Professor titular da UnB e presidente da Sociedade Brasileira de Pediatria
Os hospitais universitários estão mais enfermos que os doentes por eles atendidos. Padecem de deficiências crônicas aparentemente irreversíveis. Arrastam-se entre falências múltiplas dos órgãos administrativos de que dependem. Mostram sinais de depressão orçamentária progressiva. Alimentam-se de um modelo de gestão indigesto, responsável por efeitos colaterais produzidos por instâncias nocivas à saúde institucional. Seu organismo, carcomido pela necrose do abandono, revela paralisias diversas que o imobilizam. Perdem força, debilitam-se, não resistem aos agravos econômicos e financeiros que lhes retiram estabilidade. Sobrevivem na estagnação geral, véspera do coma. Os raros indícios de recuperação são ilusórios. Não passam de espasmos próprios do processo de asfixia. São entes quase terminais.
A precariedade dos hospitais universitários é a cara do país real. Pouco investimento para formar gente e dinheiro de sobra para manter indigentes. Nenhuma prioridade para enriquecimento cerebral da nação. Primazia apenas para a obesidade bancária, os superávits sem finalidade social, a classificação de baixo risco para quem investe dinheiro no país e o alto risco para quem insiste em viver nele.

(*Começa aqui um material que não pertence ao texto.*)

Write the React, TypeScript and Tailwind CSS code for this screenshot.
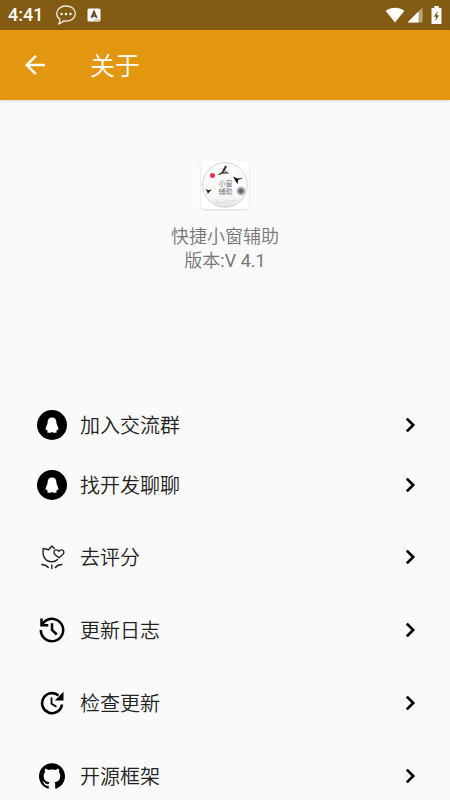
import type {ReactNode} from "react";
import {MdArrowBack} from "react-icons/md";

export default function App() {
    return <div className="flex h-screen flex-col bg-[#fafafa] font-['Roboto','Noto_Sans_CJK_SC',sans-serif]">
        <StatusBar/>
        <header className="z-10 flex h-[70px] shrink-0 items-center bg-[#e3970f] px-5 text-white shadow">
            <button type="button" aria-label="返回">
                <MdArrowBack className="size-[30px]"/>
            </button>
            <h1 className="ml-10 pt-1 text-[25px] leading-8 font-[350]">关于</h1>
        </header>

        <main className="min-h-0 flex-1 overflow-y-auto [scrollbar-width:none]">
            <div className="flex h-[295px] flex-col items-center pt-[61px]">
                <AppLogo/>
                <div className="mt-4 text-center text-[18px] leading-6 font-[350] text-[#757575]">
                    <p>快捷小窗辅助</p>
                    <p>版本<span className="font-normal">:V 4.1</span></p>
                </div>
            </div>

            <nav>
                <Row icon={<QQIcon/>} label="加入交流群" className="h-[60px]"/>
                <Row icon={<QQIcon/>} label="找开发聊聊" className="mb-[5px] h-[60px]"/>
                <Row icon={<TulipIcon/>} label="去评分" className="h-[73px]"/>
                <Row icon={<HistoryIcon/>} label="更新日志" className="h-[73px]"/>
                <Row icon={<UpdateIcon/>} label="检查更新" className="h-[73px]"/>
                <Row icon={<GithubIcon/>} label="开源框架" className="h-[73px]"/>
            </nav>
        </main>
    </div>
}

interface RowProps {
    icon: ReactNode;
    label: string;
    className: string;
}

function Row({icon, label, className}: RowProps) {
    return <button type="button" className={`flex w-full items-center pl-9 pr-7 text-black ${className}`}>
        <span className="flex w-8 justify-center">{icon}</span>
        <span className="ml-3 flex-1 pt-[2px] text-left text-[20px] leading-7 font-[350] text-[#212121]">{label}</span>
        <svg className="size-6" viewBox="0 0 24 24" fill="none" stroke="currentColor" strokeWidth="2.7">
            <path d="M8.8 5.6 15.2 12l-6.4 6.4"/>
        </svg>
    </button>
}

function StatusBar() {
    return <div className="flex h-[30px] shrink-0 items-center bg-[#845b13] px-2 text-white">
        <span className="text-[18px] leading-6 font-medium">4:41</span>
        <svg className="ml-3 h-5 w-[22px]" viewBox="0 0 22 20" fill="none" stroke="#f3ede2">
            <path
                strokeWidth="1.3"
                d="M11 1C5.6 1 1.7 4.2 1.7 8.5c0 2.4 1.1 4.2 3 5.5.5 1.7.2 3.4-.9 4.8 2.1-.2 3.7-1.2 4.9-2.9.8.1 1.5.2 2.3.2 5.4 0 9.3-3.2 9.3-7.6S16.4 1 11 1Z"
            />
            <g fill="#fff" stroke="none">
                <circle cx="6.5" cy="9" r="1.2"/>
                <circle cx="11" cy="9" r="1.2"/>
                <circle cx="15.5" cy="9" r="1.2"/>
            </g>
        </svg>
        <svg className="ml-[10px] size-[14px]" viewBox="0 0 14 14">
            <rect x=".5" y=".5" width="13" height="13" rx="1.5" fill="#fff"/>
            <path d="M4.3 9.8 7 3.7l2.7 6.1M5.2 8h3.6" fill="none" stroke="#5a4420" strokeWidth="1.7"/>
            <path d="M7.5 12h5" stroke="#845b13" strokeDasharray="1 1"/>
        </svg>
        <svg className="ml-auto h-4 w-5" viewBox="0 0 20 16">
            <path d="M10 15.5.7 4.1C3.3 1.9 6.6.8 10 .8s6.7 1.1 9.3 3.3Z" fill="#fff"/>
        </svg>
        <svg className="ml-[2px] size-4" viewBox="0 0 16 16">
            <path d="M.5 15.5 15.5.5v15Z" fill="#fff" opacity=".45"/>
            <path d="M.5 15.5 11.5 4.5v11Z" fill="#fff"/>
        </svg>
        <svg className="ml-2 h-[18px] w-[11px]" viewBox="0 0 11 18">
            <path d="M3.3 0h4.4v2h1.8q1 0 1 1v14q0 1-1 1h-8q-1 0-1-1V3q0-1 1-1h1.8Z" fill="#fff"/>
            <path d="M6.8 4.8 2.8 10.7h2.3L4.2 15.2l4-6H5.9Z" fill="#845b13"/>
        </svg>
    </div>
}

function AppLogo() {
    return <svg
        className="size-12 rounded-sm bg-white shadow"
        viewBox="0 0 48 48"
        role="img"
        aria-label="快捷小窗辅助"
    >
        <defs>
            <radialGradient id="ink">
                <stop offset="0" stopColor="#555"/>
                <stop offset=".5" stopColor="#8a8a8a"/>
                <stop offset="1" stopColor="#ccc" stopOpacity="0"/>
            </radialGradient>
            <linearGradient id="mist" x1="0" y1="0" x2="0" y2="1">
                <stop offset=".7" stopColor="#fbfbfb"/>
                <stop offset="1" stopColor="#e4e4e4"/>
            </linearGradient>
        </defs>
        <circle cx="24" cy="24" r="22.3" fill="url(#mist)" stroke="#c9c9c9" strokeWidth=".8"/>
        <circle cx="11.5" cy="14.5" r="2.5" fill="#e8344b"/>
        <circle cx="40" cy="30" r="5.5" fill="url(#ink)"/>
        <g fill="none" stroke="#222" strokeLinecap="round">
            <path d="m24.5 5.5-3.2 6" strokeWidth="1.5"/>
            <path d="m18 13.5 3.5-1.8 5.5.3" strokeWidth="1.2"/>
            <path d="m22 8 3.5 3M25.5 5.5l-2 4" strokeWidth=".8"/>
        </g>
        <g fill="#161616">
            <path d="m32 15.5 4.5 2 6-.8-5.3 2.2-.7 4.1-1.9-2.8Z"/>
            <path d="m4.5 28 3 1.2 3.5-1-2.3 2.3-1.9 2.5-.6-2.5Z"/>
        </g>
        <circle cx="16" cy="41" r="1.5" fill="#dcdcdc"/>
        <path d="M18 43c3-2 5-1 8-3s6 1 10-1" fill="none" stroke="#dedede"/>
        <g fill="#777" fontSize="7" textAnchor="middle">
            <text x="24.5" y="25">小窗</text>
            <text x="24.5" y="33">辅助</text>
        </g>
    </svg>
}

function QQIcon() {
    return <svg className="size-[30px]" viewBox="0 0 30 30">
        <circle cx="15" cy="15" r="15"/>
        <path
            fill="#fff"
            d="M15 7.6c-2.8 0-4.4 1.9-4.4 4.7 0 1.2-.3 1.9-.8 3-.7 1.5-1.2 2.6-1.2 3.9 0 1 .5 1.3 1.3.4.2.7.5 1.2 1 1.7-1 .5-1.1 1.4.4 1.5 1.4.1 2.7-.1 3.7-.8 1 .7 2.3.9 3.7.8 1.5-.1 1.4-1 .4-1.5.5-.5.8-1 1-1.7.8.9 1.3.6 1.3-.4 0-1.3-.5-2.4-1.2-3.9-.5-1.1-.8-1.8-.8-3 0-2.8-1.6-4.7-4.4-4.7Z"
        />
    </svg>
}

function TulipIcon() {
    return <svg
        className="size-[26px]"
        viewBox="0 0 26 26"
        fill="none"
        stroke="#222"
        strokeWidth="1.4"
        strokeLinecap="round"
        strokeLinejoin="round"
    >
        <path d="M15.3 4.5 12.8 2 9.8 5.8 4.2 4.5c-.9 7.5 1.4 13.3 8.6 13.3 2.6 0 4.500-.8 5.700-2.300"/>
        <path d="M19.9 13.7c-3-2-5-3.4-5-5.500 0-2.600 3.600-3.300 5-.700 1.400-2.600 5-1.900 5 .7 0 2.100-2 3.500-5 5.500Z"/>
        <path d="M12.800 21v3.500M2.800 20.500c2.700 0 4.700 1 6.500 3M22.800 20.500c-2.700 0-4.700 1-6.500 3"/>
    </svg>
}

function HistoryIcon() {
    return <svg className="size-7" viewBox="0 0 28 28" fill="none" stroke="currentColor" strokeWidth="2.5">
        <path d="M2.8 14A11.2 11.2 0 1 0 6 6.2L3.5 9.3"/>
        <path d="M3.5 2.5v6.8h6.8M14 7.3V14l4.8 4.5"/>
    </svg>
}

function UpdateIcon() {
    return <svg className="size-6" viewBox="0 0 24 24" fill="none" stroke="currentColor">
        <path d="M22 13.5A10 10 0 1 1 18.5 4.5" strokeWidth="2.6"/>
        <path d="M23.5.8v8.7h-8.7Z" fill="currentColor" stroke="none"/>
        <path d="M11.5 6.5v6.3l5 3" strokeWidth="1.8"/>
    </svg>
}

function GithubIcon() {
    return <svg className="size-[26px]" viewBox="0 0 24 24" fill="currentColor">
        <path
            d="M12 .297c-6.63 0-12 5.373-12 12 0 5.303 3.438 9.8 8.205 11.385.6.113.82-.258.82-.577 0-.285-.01-1.04-.015-2.04-3.338.724-4.042-1.61-4.042-1.61C4.422 18.07 3.633 17.7 3.633 17.7c-1.087-.744.084-.729.084-.729 1.205.084 1.838 1.236 1.838 1.236 1.07 1.835 2.809 1.305 3.495.998.108-.776.417-1.305.76-1.605-2.665-.3-5.466-1.332-5.466-5.93 0-1.31.465-2.38 1.235-3.22-.135-.303-.54-1.523.105-3.176 0 0 1.005-.322 3.3 1.23.96-.267 1.98-.399 3-.405 1.02.006 2.04.138 3 .405 2.28-1.552 3.285-1.23 3.285-1.23.645 1.653.24 2.873.12 3.176.765.84 1.23 1.91 1.23 3.22 0 4.61-2.805 5.625-5.475 5.92.42.36.81 1.096.81 2.22 0 1.606-.015 2.896-.015 3.286 0 .315.21.69.825.57C20.565 22.092 24 17.592 24 12.297c0-6.627-5.373-12-12-12"
        />
    </svg>
}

A degradação dos centros formadores de profissionais de saúde não é de agora. É de décadas. Muito descaso e total descuido com a valorização dos recursos humanos são marcas de sucessivos governos. Todos contribuíram para o impasse. Nenhum ousou romper com o atraso para sair do imobilismo da gestão estatal, incompatível com os desafios de uma atividade que tem a ver diretamente com a vida. O povo paga o preço. Prejudica-se a qualidade dos serviços prestados. Degenera-se o campo de estágio acadêmico para a formação de alunos dos diversos cursos de graduação no domínio das ciências da saúde. Esvazia-se a pesquisa, míngua a produção nacional de conhecimentos científicos. O país permanece na condição de mero consumidor de tecnologias geradas por estrangeiros. Continua acomodado na posição de economia periférica.

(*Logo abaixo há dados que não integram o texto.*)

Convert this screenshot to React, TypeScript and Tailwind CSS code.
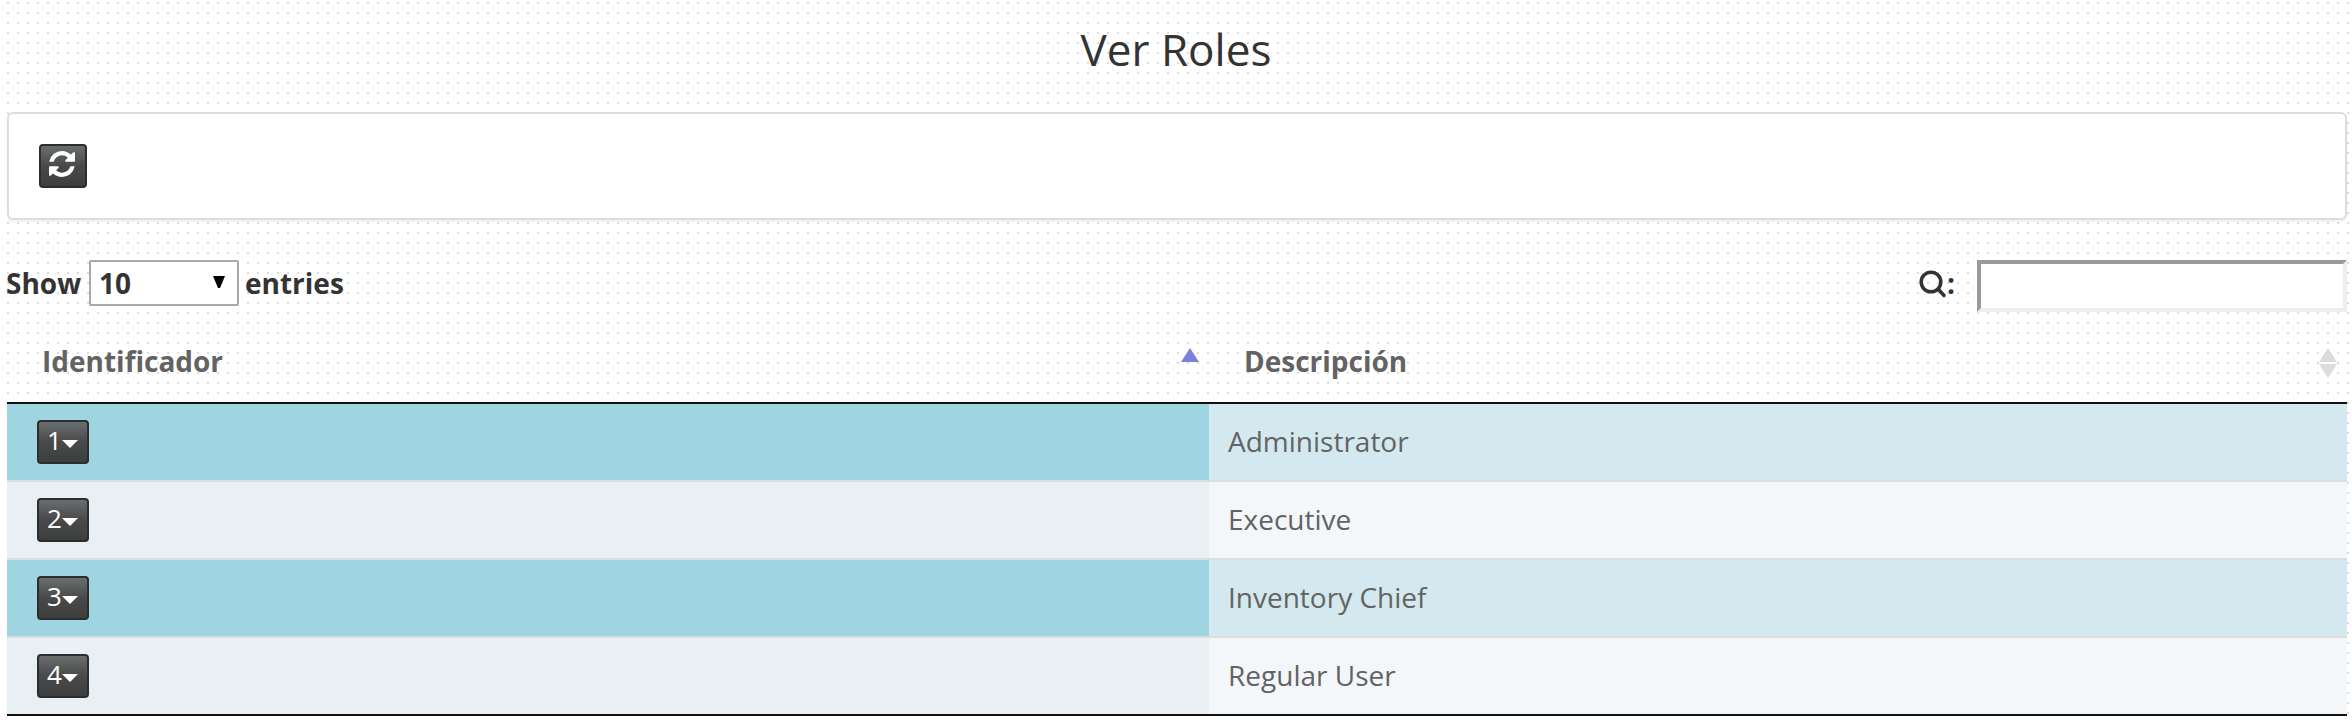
const roles = [
  { id: 1, name: 'Administrator' },
  { id: 2, name: 'Executive' },
  { id: 3, name: 'Inventory Chief' },
  { id: 4, name: 'Regular User' },
];

const darkButton =
  'flex h-[44px] items-center rounded-[4px] border-2 border-[#2c2e2e] bg-linear-to-b from-[#6b6e6f] via-[#484a49] to-[#3d3f3e] text-white';

function RefreshIcon() {
  return (
    <svg viewBox="0 0 1536 1536" className="size-[26px]" fill="currentColor">
      <path d="M1511 928q0 5 -1 7q-64 268 -268 434.5t-478 166.5q-146 0 -282.5 -55t-243.5 -157l-129 129q-19 19 -45 19t-45 -19t-19 -45v-448q0 -26 19 -45t45 -19h448q26 0 45 19t19 45t-19 45l-137 137q71 66 161 102t187 36q134 0 250 -65t186 -179q11 -17 53 -117q8 -23 30 -23h192q13 0 22.5 9.5t9.5 22.5zM1536 128v448q0 26 -19 45t-45 19h-448q-26 0 -45 -19t-19 -45t19 -45l138 -138q-148 -137 -349 -137q-134 0 -250 65t-186 179q-11 17 -53 117q-8 23 -30 23h-199q-13 0 -22.5 -9.5t-9.5 -22.5v-7q65 -268 270 -434.5t480 -166.5q146 0 284 55.5t245 156.5l130 -129q19 -19 45 -19t45 19t19 45z" />
    </svg>
  );
}

export default function App() {
  return (
    <div className="h-[721px] overflow-hidden bg-white font-['Open_Sans',sans-serif] text-[28px] leading-[40px] text-[#333]">
      <div className="ml-[7px] h-[716px] bg-[linear-gradient(#fff_8px,transparent_8px),linear-gradient(90deg,#dcdcdc_2px,#fff_2px)] bg-size-[10px_10px] bg-position-[0_4px,0_4px] pr-[5px]">
        <h1 className="flex h-[112px] items-center justify-center pr-[2px] pb-[14px] text-[44px] leading-[60px]">Ver Roles</h1>

        <section className="flex h-[108px] items-start rounded-[6px] border-2 border-[#ddd] bg-white pt-[30px] pl-[30px] shadow-[0_2px_2px_rgba(0,0,0,0.05)]">
          <button className={`${darkButton} w-[48px] pb-[4px] pl-[8px]`} aria-label="Recargar">
            <RefreshIcon />
          </button>
        </section>

        <div className="flex h-[92px] items-start justify-between pt-[40px] font-bold">
          <label className="flex items-center">
            <span className="-ml-px w-[83px] whitespace-nowrap">Show</span>
            <span className="flex h-[46px] w-[150px] items-center justify-between rounded-[2px] border-2 border-[#a9a9a9] bg-white pr-[12px] pl-[8px]">
              10
              <svg viewBox="0 0 12 12" className="mb-[2px] size-[12px]">
                <path d="M0 0H12L7 12H5Z" fill="#000" />
              </svg>
            </span>
            <span className="ml-[6px]">entries</span>
          </label>
          <label className="flex items-start">
            <svg viewBox="0 0 30 30" className="mt-[9px] size-[30px]" fill="none" stroke="#333" strokeWidth="3.5">
              <circle cx="14" cy="13" r="9.8" />
              <path d="M21 20L27 26.5" strokeLinecap="round" />
            </svg>
            <span className="mt-[3px]">:</span>
            <input className="ml-[22px] h-[52px] w-[370px] border-4 border-t-[#9a9a9a] border-r-[#eee] border-b-[#eee] border-l-[#9a9a9a] bg-white" />
          </label>
        </div>

        <table className="w-full table-fixed border-separate border-spacing-0 text-left text-[#636363]">
          <colgroup>
            <col className="w-[1202px]" />
            <col />
          </colgroup>
          <thead>
            <tr className="h-[92px]">
              <th className="border-b-2 border-[#111] p-0 pt-[8px] pl-[35px] font-bold">
                <div className="flex items-center justify-between pr-[10px]">
                  Identificador
                  <svg viewBox="0 0 18 14" className="mb-[12px] h-[14px] w-[18px]">
                    <path d="M9 0L18 14H0Z" fill="#7c80dd" />
                  </svg>
                </div>
              </th>
              <th className="border-b-2 border-[#111] p-0 pt-[8px] pl-[35px] font-bold">
                <div className="flex items-center justify-between pr-[10px]">
                  Descripción
                  <svg viewBox="0 0 18 30" className="mt-[4px] h-[30px] w-[18px]">
                    <path d="M0 14H18V16H0Z" fill="#fff" />
                    <path d="M9 0L18 14H0ZM0 16H18L9 30Z" fill="#dcdcdc" />
                  </svg>
                </div>
              </th>
            </tr>
          </thead>
          <tbody>
            {roles.map((role, i) => {
              const odd = i % 2 === 0;
              const line = i === roles.length - 1 ? 'border-[#111]' : 'border-[#ddd]';
              return (
                <tr key={role.id} className="h-[78px]">
                  <td className={`border-b-2 p-0 pl-[30px] ${line} ${odd ? 'bg-[#9fd4e1]' : 'bg-[#e8f0f3]'}`}>
                    <button className={`${darkButton} w-[52px] pb-[4px] pl-[8px] text-[26px]`}>
                      {role.id}
                      <svg viewBox="0 0 16 8" className="mt-[8px] h-[8px] w-[16px] shrink-0">
                        <path d="M0 0H16L8 8Z" fill="#fff" />
                      </svg>
                    </button>
                  </td>
                  <td className={`border-b-2 p-0 pb-[2px] pl-[19px] ${line} ${odd ? 'bg-[#d3e9ef]' : 'bg-[#f3f7fa]'}`}>{role.name}</td>
                </tr>
              );
            })}
          </tbody>
        </table>
      </div>
    </div>
  );
}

Há, ademais, uma militância corporativa em saúde pública cuja mentalidade não avança. Nem admite que se avance. Quer o triunfo de idéias e modelos vencidos pelo tempo, envelhecidos pela idade, superados pela dinâmica evolutiva da história. Seus membros são dogmáticos nas teses defendidas, intolerantes nas divergências enfrentadas. Impedem a diferenciação qualitativa do SUS, persistindo no fundamentalismo que só concebe a administração da saúde pública com a estreiteza de uma seita religiosa, completamente fechada a mudanças. São responsáveis pela decadência dos serviços de saúde dispensados à maioria do povo. Vangloriam-se de indicadores quantitativos para avaliar ações cuja eficácia supõe rigor qualitativo inegociável. Comprazem-se no exercício do auto-engano, prática em que se superam e se bastam.

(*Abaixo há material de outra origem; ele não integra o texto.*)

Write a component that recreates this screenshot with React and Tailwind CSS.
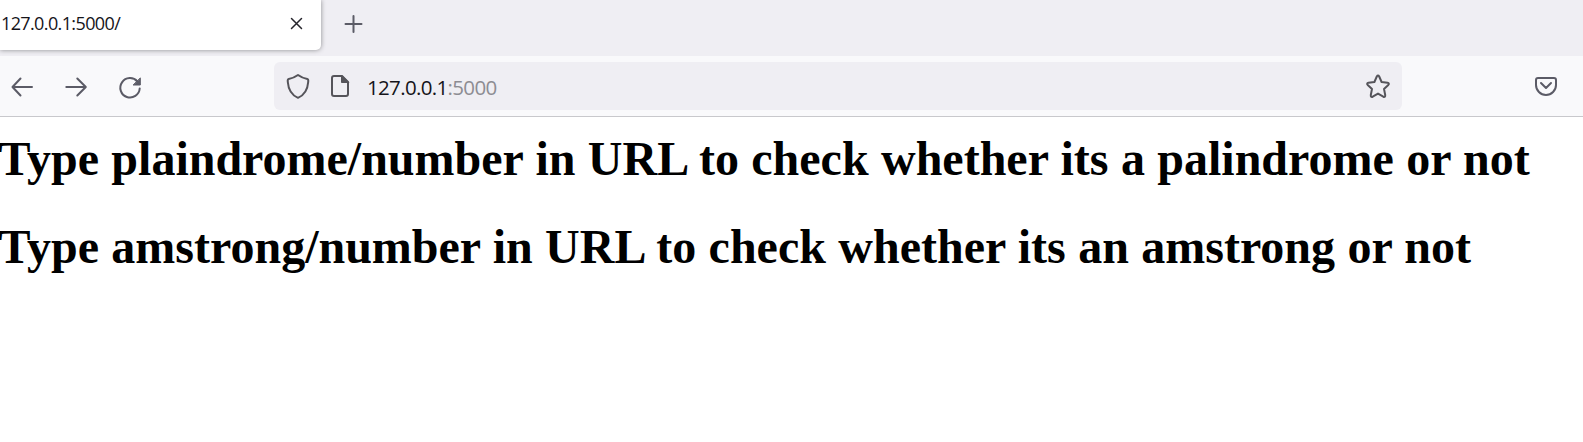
import React from "react";

function Icon({ className = "", size = 32, children }) {
  return (
    <svg
      className={`shrink-0 ${className}`}
      width={size}
      height={size}
      viewBox={`0 0 ${size} ${size}`}
      fill="none"
      stroke="currentColor"
      strokeWidth="2"
      strokeLinecap="round"
      strokeLinejoin="round"
      aria-hidden="true"
    >
      {children}
    </svg>
  );
}

function TabBar() {
  return (
    <div className="flex h-14 bg-[#efeef3]">
      <div className="flex h-[50px] w-[321px] items-center justify-between rounded-br-[5px] bg-white pl-px pr-[12px] shadow-[0_0_5px_rgba(0,0,0,0.42)]">
        <span className="pb-[4px] font-['Open_Sans','Noto_Sans',sans-serif] text-[18px] leading-6 tracking-[-0.62px] text-[#15141a]">
          127.0.0.1:5000/
        </span>
        <Icon className="mb-[3px] text-[#26252c]" size={24}>
          <path d="M6.500 6.500L16.500 16.500M16.500 6.500L6.500 16.500" strokeWidth="1.500" />
        </Icon>
      </div>
      <Icon className="ml-[16px] mt-[8px] text-[#5b5b66]">
        <path d="M16.500 8V24M8.500 16H24.500" />
      </Icon>
    </div>
  );
}

function AddressBar() {
  return (
    <div className="flex h-12 w-[1128px] items-center rounded-md bg-[#efeef3] text-[#55545a]">
      <Icon className="ml-[8px]">
        <path d="M16 5C19 7.200 22 8.300 25.300 9C26.500 9.300 26.400 10.500 26.200 12C25.600 20 22 25.300 16 27.800C10 25.300 6.400 20 5.800 12C5.600 10.500 5.500 9.300 6.700 9C10 8.300 13 7.200 16 5Z" />
      </Icon>
      <Icon className="ml-[10px]">
        <path d="M10 6H18L24 12V24Q24 26 22 26H10Q8 26 8 24V8Q8 6 10 6Z" />
        <path d="M17.500 5.500V12.500H24.500Z" fill="currentColor" strokeWidth="1" />
      </Icon>
      <span className="ml-[11px] grow pt-[1px] font-['Open_Sans','Noto_Sans',sans-serif] text-[20.5px] leading-7 tracking-[-0.66px] text-[#15141a]">
        127.0.0.1<span className="text-[#8d8c92]">:5000</span>
      </span>
      <Icon className="mr-[8px]">
        <path d="M14.800 6.500Q16 4.500 17.200 6.500L19.600 12L25.500 12.700Q27.700 13.200 26.300 14.900L22 18.900L23.200 25Q23.400 27.500 21.300 26.700L16 23.600L10.700 26.700Q8.600 27.500 8.800 25L10 18.900L5.700 14.900Q4.300 13.200 6.500 12.700L12.400 12Z" />
      </Icon>
    </div>
  );
}

function Toolbar() {
  return (
    <div className="flex h-[61px] items-start border-b border-[#c8c8cc] bg-[#f9f9fb] pt-[6px] text-[#5b5b66]">
      <div className="flex h-12 w-[274px] items-center gap-[22px] pl-[6px]">
        <Icon>
          <path d="M14.500 8.500L6.500 17L14.500 25.500M7 17H26" />
        </Icon>
        <Icon>
          <path d="M17.300 8.500L25.800 17L17.300 25.500M25.300 17H6.300" />
        </Icon>
        <Icon>
          <path d="M23.400 11.500A9.700 9.700 0 1 0 25.700 18.500" />
          <path d="M26.300 8.300V15H19.500Z" fill="currentColor" strokeWidth="1" />
        </Icon>
      </div>
      <AddressBar />
      <div className="ml-[128px] flex h-12 items-center">
        <Icon>
          <path d="M8 8H24Q26 8 26 10V15A10 10 0 0 1 6 15V10Q6 8 8 8ZM11 13L16 18L21 13" />
        </Icon>
      </div>
    </div>
  );
}

export default function App() {
  return (
    <div className="h-[442px] w-[1583px] overflow-hidden bg-white">
      <TabBar />
      <Toolbar />
      <main className="-ml-[1.5px] flex flex-col gap-8 whitespace-nowrap pt-[14px] font-['Liberation_Serif','Times_New_Roman',serif] text-[48px] font-bold leading-[56px] text-black [word-spacing:0.4px]">
        <h1>Type plaindrome/number in URL to check whether its a palindrome or not</h1>
        <h1>Type amstrong/number in URL to check whether its an amstrong or not</h1>
      </main>
    </div>
  );
}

A agonia dos hospitais universitários é desastre anunciado. Os recursos que recebem do SUS são ridículos diante da dimensão dos objetivos a realizar. Uma espécie de bolsa hospital. Não pagam o custo mínimo de um verdadeiro hospital universitário. Daí as crises que se repetem, os prédios que afundam — como o pronto socorro do Hospital Universitário de Brasília —, os equipamentos sem manutenção, os elevadores quebrados, os laboratórios sem reagentes, as ambulâncias paradas, a limpeza precária, a escassez de médicos, a carência de enfermeiros, os pacientes amontoados em corredores, o estresse a governar os servidores em geral e a impotência administrativa a neutralizar a ação dos diretores. O retrato sem retoque de uma realidade que não tem mais como se sustentar.
Os hospitais universitários acumularam dívida de R$ 400 milhões. É o limite da sobrevivência. A nobre função que exercem exige virada radical no modelo de gestão. E não há que reinventar a roda. Basta ver, sem preconceitos, como funcionam nos países desenvolvidos. Não se trata de copiar o que se faz lá fora. Apenas perceber que é possível gerir um hospital universitário na lógica das instituições públicas não estatais.
O ministro Temporão defende a mudança. Tem a visão do sanitarista moderno. Defende as fundações públicas de direito privado e o instrumento do contrato de gestão para dar autonomia gerencial a hospitais públicos. No Brasil, há experiências bem-sucedidas dessa modalidade de gestão. É a única alternativa para revitalizar instituições estatais agonizantes no campo da saúde. O destino do hospital universitário brasileiro não pode ser a mediocridade.